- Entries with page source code
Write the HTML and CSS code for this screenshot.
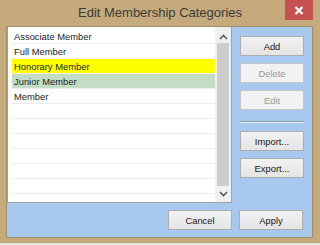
FILE: index.html
```html
<!DOCTYPE html>
<html lang="en">
  <head>
    <meta charset="UTF-8" />
    <title>Edit Membership Categories</title>
    <link rel="stylesheet" href="styles.css">
  </head>
  <body>
    <div class="window">
      <div class="titlebar">
        <span></span>
        <h1 class="title">Edit Membership Categories</h1>
        <button class="close-btn" aria-label="Close">
          <svg width="10" height="9" viewBox="0 0 10 9">
            <path d="M1.5 1 L8.5 8 M8.5 1 L1.5 8" stroke="#ffffff" stroke-width="2.2" />
          </svg>
        </button>
      </div>

      <div class="client">
        <div class="listbox">
          <ul class="rows">
            <li class="row">Associate Member</li>
            <li class="row">Full Member</li>
            <li class="row row-yellow">Honorary Member</li>
            <li class="row row-green">Junior Member</li>
            <li class="row">Member</li>
          </ul>
          <div class="scrollbar">
            <div class="arrow arrow-up">
              <svg width="9" height="6" viewBox="0 0 9 6">
                <polyline points="1,5 4.5,1.5 8,5" fill="none" stroke="#5a5a5a" stroke-width="1.6" />
              </svg>
            </div>
            <div class="track"><div class="thumb"></div></div>
            <div class="arrow">
              <svg width="9" height="6" viewBox="0 0 9 6">
                <polyline points="1,1 4.5,4.5 8,1" fill="none" stroke="#5a5a5a" stroke-width="1.6" />
              </svg>
            </div>
          </div>
        </div>

        <div class="side">
          <button class="btn">Add</button>
          <button class="btn" disabled>Delete</button>
          <button class="btn" disabled>Edit</button>
          <hr class="separator" />
          <button class="btn">Import...</button>
          <button class="btn">Export...</button>
        </div>

        <div class="footer">
          <button class="btn">Cancel</button>
          <button class="btn">Apply</button>
        </div>
      </div>
    </div>
  </body>
</html>
```

FILE: styles.css
```css
:root {
  --frame: #c5aa7b;
  --frame-edge: #a38d66;
  --client: #a8c9ef;
  --text: #1c1c24;
  --grid-line: #ededed;
}

body {
  margin: 0;
  background-color: #e4e4e4;
  font-family: "Liberation Sans", Arial, sans-serif;
}

.window {
  width: 320px;
  height: 243px;
  background-color: var(--frame);
  display: flex;
  flex-direction: column;
}

.titlebar {
  height: 26px;
  display: grid;
  grid-template-columns: 1fr auto 1fr;
  align-items: start;
}

.title {
  margin: 0;
  padding-top: 5px;
  font-size: 13px;
  font-weight: 400;
  line-height: 15px;
  color: #3a3a3a;
}

.close-btn {
  justify-self: end;
  width: 28px;
  height: 20px;
  margin-right: 7px;
  padding: 0;
  border: none;
  background-color: #c75050;
  display: flex;
  align-items: center;
  justify-content: center;
}

.client {
  margin: 0 7px 0 6px;
  height: 210px;
  border: 1px solid var(--frame-edge);
  background-color: var(--client);
  display: grid;
  grid-template-columns: 225px 80px;
  grid-template-rows: 176px 1fr;
}

.listbox {
  box-sizing: border-box;
  border: 1px solid #9da3ab;
  border-top: none;
  background-color: #ffffff;
  display: flex;
}

.rows {
  flex: 1;
  margin: 0;
  padding: 2px 0 0 4px;
  list-style: none;
  background-image: repeating-linear-gradient(
    to bottom,
    transparent 0,
    transparent 14px,
    var(--grid-line) 14px,
    var(--grid-line) 15px
  );
  background-clip: content-box;
  background-origin: content-box;
}

.row {
  height: 15px;
  padding: 2px 0 0 2px;
  font-size: 9.4px;
  line-height: 12px;
  color: var(--text);
  background-color: #ffffff;
  border-bottom: 1px solid var(--grid-line);
  box-sizing: border-box;
}

.row-yellow {
  background-color: #ffff00;
}

.row-green {
  background-color: #c3dcc4;
}

.scrollbar {
  width: 16px;
  background-color: #f0f0f0;
  display: flex;
  flex-direction: column;
}

.arrow {
  height: 16px;
  display: flex;
  align-items: center;
  justify-content: center;
}

.arrow-up {
  padding-top: 3px;
  box-sizing: border-box;
}

.track {
  flex: 1;
  display: flex;
  padding: 0 2px;
}

.thumb {
  flex: 1;
  background-color: #cdcdcd;
}

.side {
  padding: 9px 8px 0 8px;
  display: flex;
  flex-direction: column;
  gap: 7px;
}

.separator {
  margin: 4px 0 1px 0;
  height: 0;
  border: none;
  border-top: 1px solid #8e9aa8;
  border-bottom: 1px solid #e6eef8;
}

.footer {
  grid-column: 1 / 3;
  padding: 7px 9px 0 0;
  display: flex;
  justify-content: flex-end;
  align-items: flex-start;
  gap: 7px;
}

.btn {
  width: 64px;
  height: 20px;
  padding: 0;
  border: 1px solid #adadad;
  background: linear-gradient(#f2f2f2, #e4e4e4);
  font-family: "Liberation Sans", Arial, sans-serif;
  font-size: 9.4px;
  color: #161616;
}

.btn:disabled {
  border-color: #c6c6c6;
  background: #f2f2f2;
  color: #9a9a9a;
}
```
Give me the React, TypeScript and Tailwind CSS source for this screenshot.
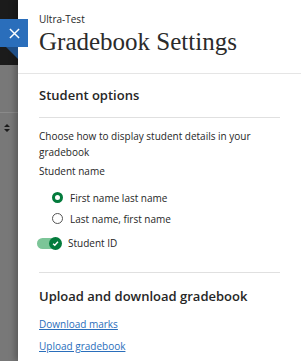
import React from 'react';

function Radio({ checked, label }: { checked?: boolean; label: string }) {
  return (
    <label className="flex items-center gap-[7px] h-[21px] pl-[13px] shrink-0">
      {checked ? (
        <span className="w-[11px] h-[11px] rounded-full border-[3px] border-[#037b3c] bg-white" />
      ) : (
        <span className="w-[11px] h-[11px] rounded-full border border-[#555] bg-white" />
      )}
      <span>{label}</span>
    </label>
  );
}

export default function App() {
  return (
    <div
      className="relative w-[301px] h-[361px] flex overflow-hidden bg-white text-[#262626]"
      style={{ fontFamily: '"Open Sans", "Noto Sans", sans-serif' }}
    >
      {/* background page strip */}
      <div className="w-[18px] flex flex-col shrink-0">
        <div className="h-[65px] bg-[#1b1b1b] shrink-0" />
        <div className="flex-1 bg-[#787878] flex flex-col">
          <div className="h-[48px] border-b border-[#8a8a8a] shrink-0" />
          {/* sort arrows */}
          <svg className="mt-[11px] ml-[4px]" width="6" height="8" viewBox="0 0 6 8" fill="#1a1a1a">
            <path d="M3 0 L6 3 L0 3 Z M0 5 L6 5 L3 8 Z" />
          </svg>
        </div>
      </div>

      {/* close button */}
      <button className="absolute left-0 top-[19px] w-[28px] h-[28px] bg-[#2a6ebb] flex items-center justify-center">
        <svg width="11" height="11" viewBox="0 0 12 12" stroke="white" strokeWidth="1.6">
          <path d="M1 1 L11 11 M11 1 L1 11" />
        </svg>
      </button>
      <div className="absolute left-[6px] top-[47px] w-0 h-0 border-t-[12px] border-t-[#1f4e86] border-l-[12px] border-l-transparent" />

      {/* panel */}
      <div className="flex-1 flex flex-col shadow-[-3px_0_6px_rgba(0,0,0,0.25)]">
        <div className="shrink-0 pl-[21px] pt-[12px] h-[74px] border-b border-[#e5e5e5]">
          <div className="text-[10px] leading-[14px]">Ultra-Test</div>
          <div
            className="text-[25px] leading-[30px] mt-[1px] text-[#2b2b2b]"
            style={{ fontFamily: '"Liberation Serif", "DejaVu Serif", serif' }}
          >
            Gradebook Settings
          </div>
        </div>

        <div className="shrink-0 pl-[21px] pr-[21px] flex flex-col">
          <div className="shrink-0 h-[44px] flex items-center text-[13px] font-semibold border-b border-[#e0e0e0]">
            Student options
          </div>
          <div className="shrink-0 pt-[10px] text-[10px] leading-[16px] flex flex-col">
            <p>Choose how to display student details in your gradebook</p>
            <p className="mt-[3px]">Student name</p>
            <div className="mt-[8px] flex flex-col">
              <Radio checked label="First name last name" />
              <Radio label="Last name, first name" />
            </div>
            <div className="mt-[4px] flex items-center gap-[7px] h-[20px] -ml-[2px]">
              <div className="relative w-[24px] h-[11px] rounded-full bg-[#7cc598]">
                <div className="absolute -right-[1px] -top-[1px] w-[13px] h-[13px] rounded-full bg-[#037b3c] flex items-center justify-center">
                  <svg width="7" height="7" viewBox="0 0 8 8" fill="none" stroke="white" strokeWidth="1.6">
                    <path d="M1.2 4.2 L3.2 6 L6.8 2" />
                  </svg>
                </div>
              </div>
              <span>Student ID</span>
            </div>
          </div>
          <div className="shrink-0 mt-[19px] border-t border-[#e0e0e0]" />
          <div className="shrink-0 mt-[13px] text-[13px] leading-[20px] font-semibold">
            Upload and download gradebook
          </div>
          <div className="shrink-0 mt-[7px] text-[10px] leading-[22px] flex flex-col items-start">
            <a className="text-[#2a6ebb] underline">Download marks</a>
            <a className="text-[#2a6ebb] underline">Upload gradebook</a>
          </div>
        </div>
      </div>
    </div>
  );
}
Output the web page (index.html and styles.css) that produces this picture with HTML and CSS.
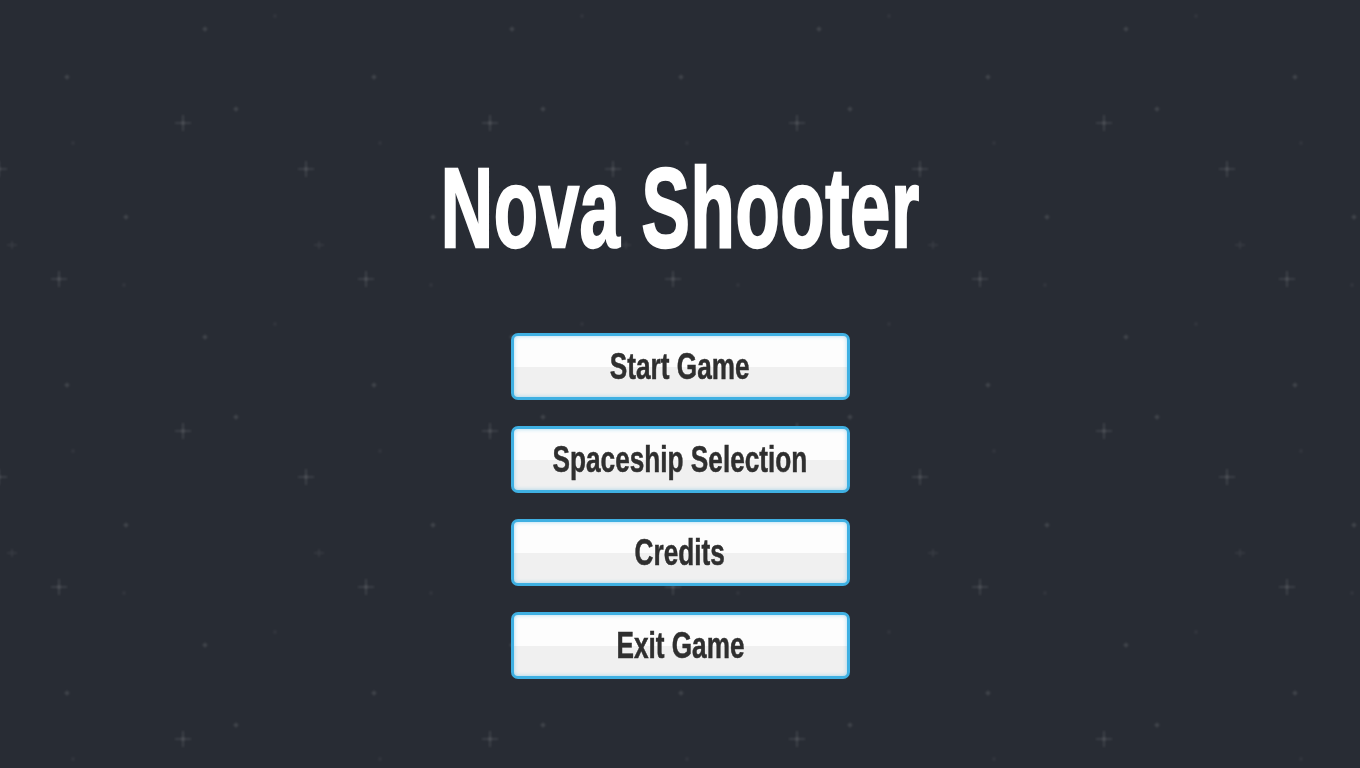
FILE: index.html
```html
<!DOCTYPE html>
<html lang="en">
<head>
<meta charset="utf-8">
<title>Nova Shooter</title>
<link rel="stylesheet" href="styles.css">
</head>
<body>
<svg class="starfield" width="100%" height="100%" aria-hidden="true">
  <defs>
    <filter id="soft" x="-50%" y="-50%" width="200%" height="200%">
      <feGaussianBlur stdDeviation="0.9"/>
    </filter>
    <g id="big" filter="url(#soft)">
      <path d="M-8 0H8M0 -8V8" stroke="#ffffff" stroke-opacity="0.13" stroke-width="1.6"/>
      <circle r="2" fill="#ffffff" fill-opacity="0.08"/>
    </g>
    <g id="small" filter="url(#soft)">
      <path d="M-5 0H5M0 -4V4" stroke="#ffffff" stroke-opacity="0.08" stroke-width="1.5"/>
    </g>
    <g id="dot" filter="url(#soft)">
      <path d="M-3 0H3M0 -3V3" stroke="#ffffff" stroke-opacity="0.07" stroke-width="1.5"/>
      <circle r="1.6" fill="#ffffff" fill-opacity="0.1"/>
    </g>
    <g id="faint" filter="url(#soft)">
      <circle r="2.2" fill="#ffffff" fill-opacity="0.045"/>
    </g>
    <pattern id="stars" width="307" height="308" patternUnits="userSpaceOnUse">
      <use href="#big" x="183" y="123"/>
      <use href="#big" x="59" y="279"/>
      <use href="#big" x="306" y="169"/>
      <use href="#big" x="-1" y="169"/>
      <use href="#small" x="12" y="245"/>
      <use href="#small" x="319" y="245"/>
      <use href="#dot" x="67" y="77"/>
      <use href="#dot" x="205" y="29"/>
      <use href="#dot" x="236" y="109"/>
      <use href="#dot" x="126" y="217"/>
      <use href="#faint" x="73" y="143"/>
      <use href="#faint" x="275" y="16"/>
      <use href="#faint" x="124" y="285"/>
    </pattern>
  </defs>
  <rect width="100%" height="100%" fill="url(#stars)"/>
</svg>

<main class="menu">
  <h1 class="title"><span class="title-text">Nova Shooter</span></h1>
  <nav class="buttons">
    <button class="menu-btn" type="button"><span class="btn-label">Start Game</span></button>
    <button class="menu-btn" type="button"><span class="btn-label">Spaceship Selection</span></button>
    <button class="menu-btn" type="button"><span class="btn-label">Credits</span></button>
    <button class="menu-btn" type="button"><span class="btn-label">Exit Game</span></button>
  </nav>
</main>
</body>
</html>
```

FILE: styles.css
```css
* {
  box-sizing: border-box;
}

html, body {
  margin: 0;
  height: 100%;
}

body {
  background: #282c34;
  font-family: "Liberation Sans Narrow", "Liberation Sans", Arial, sans-serif;
  overflow: hidden;
}

.starfield {
  position: fixed;
  inset: 0;
  z-index: 0;
}

.menu {
  position: relative;
  z-index: 1;
  display: flex;
  flex-direction: column;
  align-items: center;
  padding-top: 150px;
}

.title {
  margin: 0;
  height: 116px;
  font-size: 113px;
  line-height: 116px;
  font-weight: 700;
  color: #ffffff;
  white-space: nowrap;
}

.title-text {
  display: inline-block;
  transform: scaleX(0.642);
  letter-spacing: 1px;
  -webkit-text-stroke: 2.5px #ffffff;
}

.buttons {
  margin-top: 67px;
  display: flex;
  flex-direction: column;
  gap: 26px;
}

.menu-btn {
  width: 339px;
  height: 67px;
  border: 3px solid #3fb0e2;
  border-radius: 7px;
  background: linear-gradient(to bottom, #fdfdfd 0%, #fdfdfd 50%, #f0f0f0 50%, #f0f0f0 100%);
  box-shadow: inset 0 0 4px rgba(63, 176, 226, 0.45);
  display: flex;
  align-items: center;
  justify-content: center;
  padding: 0;
  font-family: inherit;
  font-size: 37px;
  line-height: 37px;
  font-weight: 700;
  color: #2f2f2f;
  cursor: pointer;
}

.btn-label {
  display: inline-block;
  transform: scaleX(0.708);
  -webkit-text-stroke: 0.5px #2f2f2f;
  white-space: nowrap;
}
```
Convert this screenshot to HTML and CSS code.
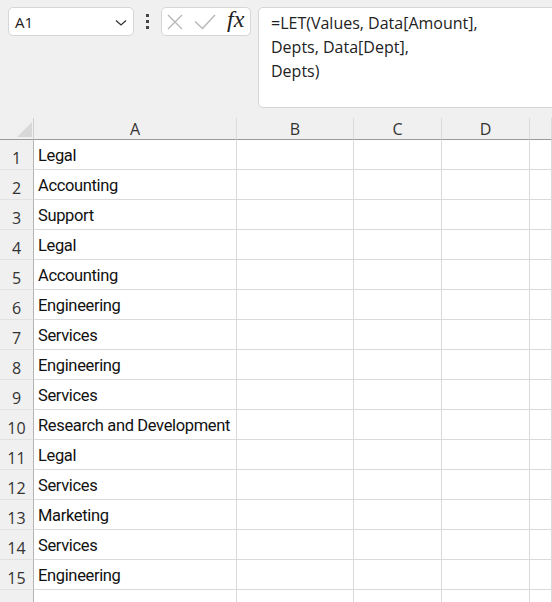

- Brief
Omit all pictures, then copy the lines between the ones holding "Give me the" and "left-[6px] top-[47px] w-0", inclusive.

- Output for this exercise
Give me the React, TypeScript and Tailwind CSS source for this screenshot.
import React from 'react';

function Radio({ checked, label }: { checked?: boolean; label: string }) {
  return (
    <label className="flex items-center gap-[7px] h-[21px] pl-[13px] shrink-0">
      {checked ? (
        <span className="w-[11px] h-[11px] rounded-full border-[3px] border-[#037b3c] bg-white" />
      ) : (
        <span className="w-[11px] h-[11px] rounded-full border border-[#555] bg-white" />
      )}
      <span>{label}</span>
    </label>
  );
}

export default function App() {
  return (
    <div
      className="relative w-[301px] h-[361px] flex overflow-hidden bg-white text-[#262626]"
      style={{ fontFamily: '"Open Sans", "Noto Sans", sans-serif' }}
    >
      {/* background page strip */}
      <div className="w-[18px] flex flex-col shrink-0">
        <div className="h-[65px] bg-[#1b1b1b] shrink-0" />
        <div className="flex-1 bg-[#787878] flex flex-col">
          <div className="h-[48px] border-b border-[#8a8a8a] shrink-0" />
          {/* sort arrows */}
          <svg className="mt-[11px] ml-[4px]" width="6" height="8" viewBox="0 0 6 8" fill="#1a1a1a">
            <path d="M3 0 L6 3 L0 3 Z M0 5 L6 5 L3 8 Z" />
          </svg>
        </div>
      </div>

      {/* close button */}
      <button className="absolute left-0 top-[19px] w-[28px] h-[28px] bg-[#2a6ebb] flex items-center justify-center">
        <svg width="11" height="11" viewBox="0 0 12 12" stroke="white" strokeWidth="1.6">
          <path d="M1 1 L11 11 M11 1 L1 11" />
        </svg>
      </button>
      <div className="absolute left-[6px] top-[47px] w-0 h-0 border-t-[12px] border-t-[#1f4e86] border-l-[12px] border-l-transparent" />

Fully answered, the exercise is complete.